One possibility is a "loose octree" by Thatcher Ulrich - google will find it.

quote:

And about sorting - what I''m having problems is the fact that if I apply transformations and draw everything as I traverse the scene graph, I have no way of sorting by texture and stuff... so I should traverse the scene graph and store world transformation matrices and compute other stuff (skeletal animation matrices and soforth) and then have another class (for example the renderer) go through all objects, sort them by shader for example and then draw them using the data previously computed by the scene graph traversal?

Yes.
quote:

3. Doing things in this order kind of breaks CPU-GPU parallelism or at least I think so... because I first do purely CPU work and the purely GPU work...

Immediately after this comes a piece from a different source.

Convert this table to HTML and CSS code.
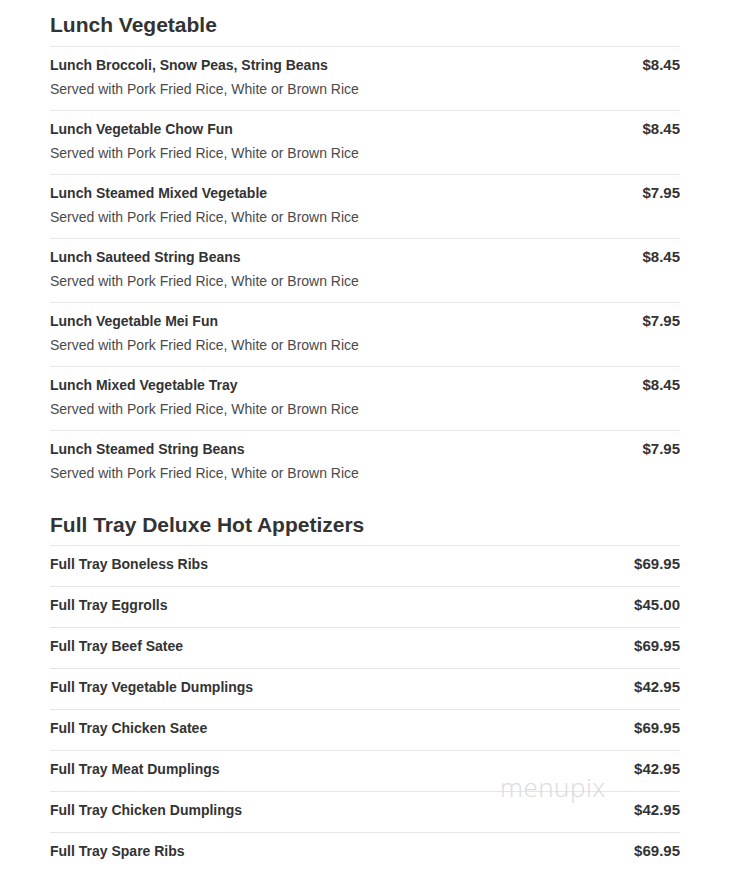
FILE: index.html
```html
<!DOCTYPE html>
<html>
<head>
<meta charset="utf-8">
<link rel="stylesheet" href="styles.css">
</head>
<body>
<div class="menu">
  <section class="section">
    <h2 class="section-title">Lunch Vegetable</h2>
    <div class="item item-desc">
      <div class="item-text"><div class="item-name">Lunch Broccoli, Snow Peas, String Beans</div><div class="item-description">Served with Pork Fried Rice, White or Brown Rice</div></div>
      <div class="item-price">$8.45</div>
    </div>
    <div class="item item-desc">
      <div class="item-text"><div class="item-name">Lunch Vegetable Chow Fun</div><div class="item-description">Served with Pork Fried Rice, White or Brown Rice</div></div>
      <div class="item-price">$8.45</div>
    </div>
    <div class="item item-desc">
      <div class="item-text"><div class="item-name">Lunch Steamed Mixed Vegetable</div><div class="item-description">Served with Pork Fried Rice, White or Brown Rice</div></div>
      <div class="item-price">$7.95</div>
    </div>
    <div class="item item-desc">
      <div class="item-text"><div class="item-name">Lunch Sauteed String Beans</div><div class="item-description">Served with Pork Fried Rice, White or Brown Rice</div></div>
      <div class="item-price">$8.45</div>
    </div>
    <div class="item item-desc">
      <div class="item-text"><div class="item-name">Lunch Vegetable Mei Fun</div><div class="item-description">Served with Pork Fried Rice, White or Brown Rice</div></div>
      <div class="item-price">$7.95</div>
    </div>
    <div class="item item-desc">
      <div class="item-text"><div class="item-name">Lunch Mixed Vegetable Tray</div><div class="item-description">Served with Pork Fried Rice, White or Brown Rice</div></div>
      <div class="item-price">$8.45</div>
    </div>
    <div class="item item-desc">
      <div class="item-text"><div class="item-name">Lunch Steamed String Beans</div><div class="item-description">Served with Pork Fried Rice, White or Brown Rice</div></div>
      <div class="item-price">$7.95</div>
    </div>
  </section>
  <section class="section section-second">
    <h2 class="section-title">Full Tray Deluxe Hot Appetizers</h2>
    <div class="item"><div class="item-text"><div class="item-name">Full Tray Boneless Ribs</div></div><div class="item-price">$69.95</div></div>
    <div class="item"><div class="item-text"><div class="item-name">Full Tray Eggrolls</div></div><div class="item-price">$45.00</div></div>
    <div class="item"><div class="item-text"><div class="item-name">Full Tray Beef Satee</div></div><div class="item-price">$69.95</div></div>
    <div class="item"><div class="item-text"><div class="item-name">Full Tray Vegetable Dumplings</div></div><div class="item-price">$42.95</div></div>
    <div class="item"><div class="item-text"><div class="item-name">Full Tray Chicken Satee</div></div><div class="item-price">$69.95</div></div>
    <div class="item"><div class="item-text"><div class="item-name">Full Tray Meat Dumplings</div></div><div class="item-price">$42.95</div></div>
    <div class="item"><div class="item-text"><div class="item-name">Full Tray Chicken Dumplings</div></div><div class="item-price">$42.95</div></div>
    <div class="item"><div class="item-text"><div class="item-name">Full Tray Spare Ribs</div></div><div class="item-price">$69.95</div></div>
  </section>
</div>
<div class="watermark">menupix</div>
</body>
</html>
```
FILE: styles.css
```css
html, body {
  margin: 0;
  padding: 0;
  background: #ffffff;
}
body {
  font-family: "Liberation Sans", Arial, sans-serif;
  color: #333333;
  position: relative;
  width: 733px;
  height: 870px;
  overflow: hidden;
}
.menu {
  width: 630px;
  margin-left: 50px;
  padding-top: 9px;
}
.section-title {
  margin: 0 0 6px 0;
  font-size: 21px;
  line-height: 31px;
  font-weight: bold;
  color: #333333;
}
.section-second {
  margin-top: 15px;
}
.section-second .section-title {
  margin-bottom: 5px;
}
.item {
  display: flex;
  justify-content: space-between;
  align-items: flex-start;
  border-top: 1px solid #e6e6e6;
  padding: 6px 0 10px 0;
}
.item-desc {
  padding-bottom: 9px;
}
.item-name {
  font-size: 14px;
  line-height: 24px;
  font-weight: bold;
  color: #333333;
}
.item-description {
  font-size: 14px;
  line-height: 24px;
  color: #4a4a4a;
}
.item-price {
  font-size: 15px;
  line-height: 24px;
  font-weight: bold;
  color: #333333;
}
.watermark {
  position: absolute;
  left: 500px;
  top: 771px;
  font-family: "Open Sans", sans-serif;
  font-weight: 300;
  font-size: 26px;
  line-height: 32px;
  color: #dcdcdc;
  letter-spacing: 0.5px;
}
```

It''s ok for PCs because (at least with Direct3D) the driver buffers up to 3 frames worth of render commands (even with vsync enabled). So if your CPU is running ahead of the GPU it doesn''t matter whether the CPU is traversing your scenegraph or sending the sorted renderlist to d3d/ogl because the GPU is still working on the previous frame or the frame before that even. And if the CPU spikes temporarily due to, say, a fixed 20Hz physics update then it has up to 3 frames of padding where it doesn''t have to feed anything to d3d/ogl.
If your CPU is running behind your GPU (ie no frames are buffered) then it''s probably because the CPU can''t keep up (on average) but you''re still getting CPU/GPU parallelism.